The word "gegi," according to Urban Dictionary, is a slang term for vagina, which is part of the female reproductive system. It is unclear if this definition is a reference the project designers intended.

The online resource, is a "knowledge mobilization hub created by Dr. Lee Airton (Faculty of Education, Queen's University), Dr. Kyle Kirkup (Faculty of Law, University of Ottawa), and their research team ... to equip all Ontario students and teachers – whether transgender or cisgender – with the tools to advocate at school for the right to express and live their gender in their own way without experiencing discrimination, harassment, or violence, and without being told they have to change."

All of this is made possible through the "Ontario Human Rights Code," and the program "indirectly supports schools in learning about how their structures, practices, and curricula may have to change."

The unicorn has been taken up as something of a mascot for trans advocacy, as has the mermaid. Both are mythical, fantastical creatures that have been used to teach kids about how they may be gender divergent as well. The "gender unicorn" provides a cute, cuddly spectrum that kids can use to determine their gender identity, gender expression, sex, sexual orientation, and emotional attraction.
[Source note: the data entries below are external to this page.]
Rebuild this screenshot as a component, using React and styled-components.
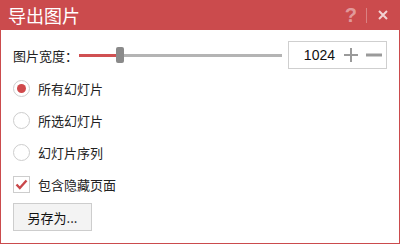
import React from "react";
import styled, { createGlobalStyle } from "styled-components";

const Global = createGlobalStyle`
  html, body { margin: 0; padding: 0; background: #fff; }
  body { font-family: "Microsoft YaHei", "Noto Sans CJK SC", sans-serif; }
`;

const Window = styled.div`
  width: 400px;
  height: 244px;
  box-sizing: border-box;
  border: 1px solid #cb4b4d;
  border-top: none;
  display: flex;
  flex-direction: column;
`;

const TitleBar = styled.div`
  height: 30px;
  margin: 0 -1px;
  background: #cb4b4d;
  display: flex;
  align-items: center;
  padding: 0 12px 0 8px;
  color: #fff;
`;

const Title = styled.div`
  flex: 1;
  font-size: 18px;
  line-height: 30px;
`;

const Help = styled.span`
  font-family: "Liberation Sans", sans-serif;
  font-weight: bold;
  font-size: 20px;
  line-height: 30px;
  color: rgba(255, 255, 255, 0.45);
`;

const Sep = styled.span`
  width: 1px;
  height: 15px;
  background: rgba(255, 255, 255, 0.3);
  margin: 0 11px 0 9px;
`;

const Body = styled.div`
  padding: 11px 12px 0 12px;
  display: flex;
  flex-direction: column;
  font-size: 13px;
  color: #222;
`;

const SizeRow = styled.div`
  display: flex;
  align-items: center;
  height: 28px;
`;

const Label = styled.span`
  width: 66px;
`;

const Slider = styled.div`
  position: relative;
  flex: 1;
  height: 16px;
  margin: 0 6px 0 0;
  display: flex;
  align-items: center;
`;

const Track = styled.div`
  height: 3px;
  flex: ${(p) => p.$grow};
  background: ${(p) => p.$color};
`;

const Thumb = styled.div`
  width: 8px;
  height: 16px;
  border-radius: 2px;
  background: #8a8a8a;
`;

const NumberBox = styled.div`
  width: 99px;
  height: 28px;
  box-sizing: border-box;
  border: 1px solid #cfcfcf;
  display: flex;
  align-items: center;
  justify-content: flex-end;
  padding-right: 4px;
`;

const Value = styled.span`
  font-family: "Liberation Sans", Arial, sans-serif;
  font-size: 14px;
  color: #111;
  margin-right: 9px;
`;

const Step = styled.svg`
  display: block;
  margin-left: ${(p) => p.$gap || 0}px;
`;

const Options = styled.div`
  margin-top: 3px;
  display: flex;
  flex-direction: column;
`;

const OptionRow = styled.label`
  height: 32px;
  display: flex;
  align-items: center;
  gap: 8px;
  font-size: 13px;
`;

const RadioMark = styled.span`
  width: 17px;
  height: 17px;
  box-sizing: border-box;
  border-radius: 50%;
  border: 1px solid #cdcdcd;
  display: flex;
  align-items: center;
  justify-content: center;
  &::after {
    content: "";
    width: 9px;
    height: 9px;
    border-radius: 50%;
    background: ${(p) => (p.$checked ? "#d04a4c" : "transparent")};
  }
`;

const CheckMark = styled.span`
  width: 17px;
  height: 17px;
  box-sizing: border-box;
  border: 1px solid #cdcdcd;
  display: flex;
  align-items: center;
  justify-content: center;
`;

const SaveButton = styled.button`
  margin-top: 3px;
  width: 79px;
  height: 28px;
  box-sizing: border-box;
  border: 1px solid #cdcdcd;
  background: #f3f3f3;
  font-family: inherit;
  font-size: 13px;
  color: #111;
  padding: 0;
`;

function Radio({ checked, children }) {
  return (
    <OptionRow>
      <RadioMark $checked={checked} />
      {children}
    </OptionRow>
  );
}

export default function App() {
  return (
    <>
      <Global />
      <Window>
        <TitleBar>
          <Title>导出图片</Title>
          <Help>?</Help>
          <Sep />
          <svg width="10" height="10" viewBox="0 0 10 10">
            <path d="M1 1L9 9M9 1L1 9" stroke="rgba(255,255,255,0.75)" strokeWidth="2" />
          </svg>
        </TitleBar>
        <Body>
          <SizeRow>
            <Label>图片宽度：</Label>
            <Slider>
              <Track $grow="37" $color="#d05052" />
              <Thumb />
              <Track $grow="157" $color="#b4b4b4" />
            </Slider>
            <NumberBox>
              <Value>1024</Value>
              <Step width="14" height="14" viewBox="0 0 14 14">
                <path d="M7 0V14M0 7H14" stroke="#9a9a9a" strokeWidth="2" />
              </Step>
              <Step $gap="8" width="16" height="14" viewBox="0 0 16 14">
                <path d="M0 7H16" stroke="#9a9a9a" strokeWidth="3" />
              </Step>
            </NumberBox>
          </SizeRow>
          <Options>
            <Radio checked>所有幻灯片</Radio>
            <Radio>所选幻灯片</Radio>
            <Radio>幻灯片序列</Radio>
            <OptionRow>
              <CheckMark>
                <svg width="13" height="11" viewBox="0 0 13 11">
                  <path d="M1.5 5.5L4.8 9L11.5 1.5" fill="none" stroke="#c9474a" strokeWidth="2.4" />
                </svg>
              </CheckMark>
              包含隐藏页面
            </OptionRow>
          </Options>
          <div>
            <SaveButton>另存为...</SaveButton>
          </div>
        </Body>
      </Window>
    </>
  );
}
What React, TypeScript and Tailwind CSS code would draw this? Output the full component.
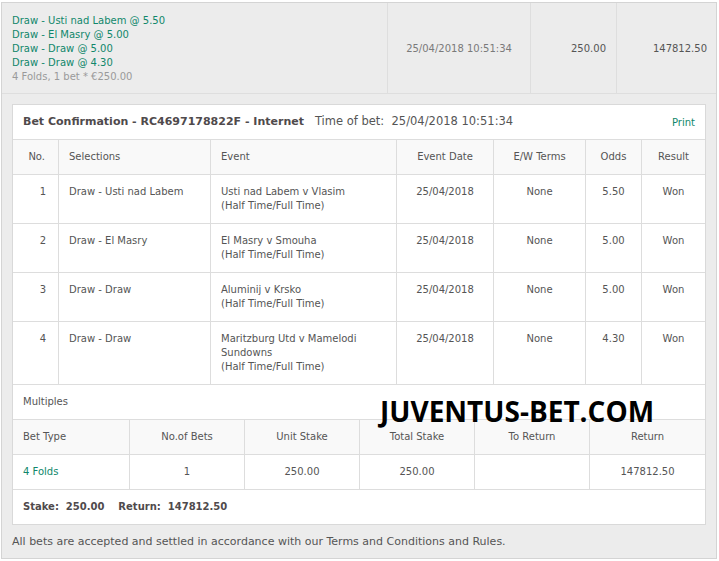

The program offers students and educators resources to figure our how to figure out if they are "really experiencing discrimination," and the definitions can be accessed either in "the sparkly version (in Gegi's voice, kid-friendly with lots of examples, chatty tone, assumes little/no law and policy knowledge) or the serious version (technical tone, assumes an adult reader with some law and policy knowledge)."

For kids who want access to opposite sex facilities, there are useful links and a "tip sheet" "for school staff that spell out how these situations should be handled: how to get you what you need without asking you to change how you live or express your gender, which may be discrimination."

Teachers are given many resources as well, including a "Gegi Starter Kit," that encourages them to "Begin to see your classroom through a gender lens." It instructs teachers that "school-age children and youth are constantly accessing local gender norms," and that they should disrupt the power dynamic among students in the classroom, using gender as part of their understanding as to why some kids are left out. Gegi instructs that it is not "frivolous conflict," but "a pattern of gender expression discrimination," which is illegal under the Ontario Human Rights Code.

Gegi suggests "mindfulness practices," and for teacher to "establish restorative conflict resolution practices." Teachers are advised to "notice and change the language [they] use," and to alter their speech to be "gender-inclusive." It is important, Gegi notes, to "Practice using gender-neutral pronouns before you have a student who has genderneutral personal pronouns."

Why? Because "A growing number of younger transgender people have gender-neutral personal pronouns, most likely singular they/them... which reflects a nonbinary understanding of one's gender: as neither neatly man or woman, boy or girl. If you have not already encountered a nonbinary student in your school, you will."

This program bears similarities to Teen Talk, which is also funded by the Trudeau government that undertakes to teach children how to know they are trans and advocate for divergent gender identity.

Teen Talk teaches that "There are more than two genders," and that what we know as biological sex, as in the existence of male and female reproductive systems, is simply "gender assignment" that is "based on an assumption that someone's genitals match their gender."

Gegi is partially funded by the Trudeau government's Social Sciences and Humanities Research Council.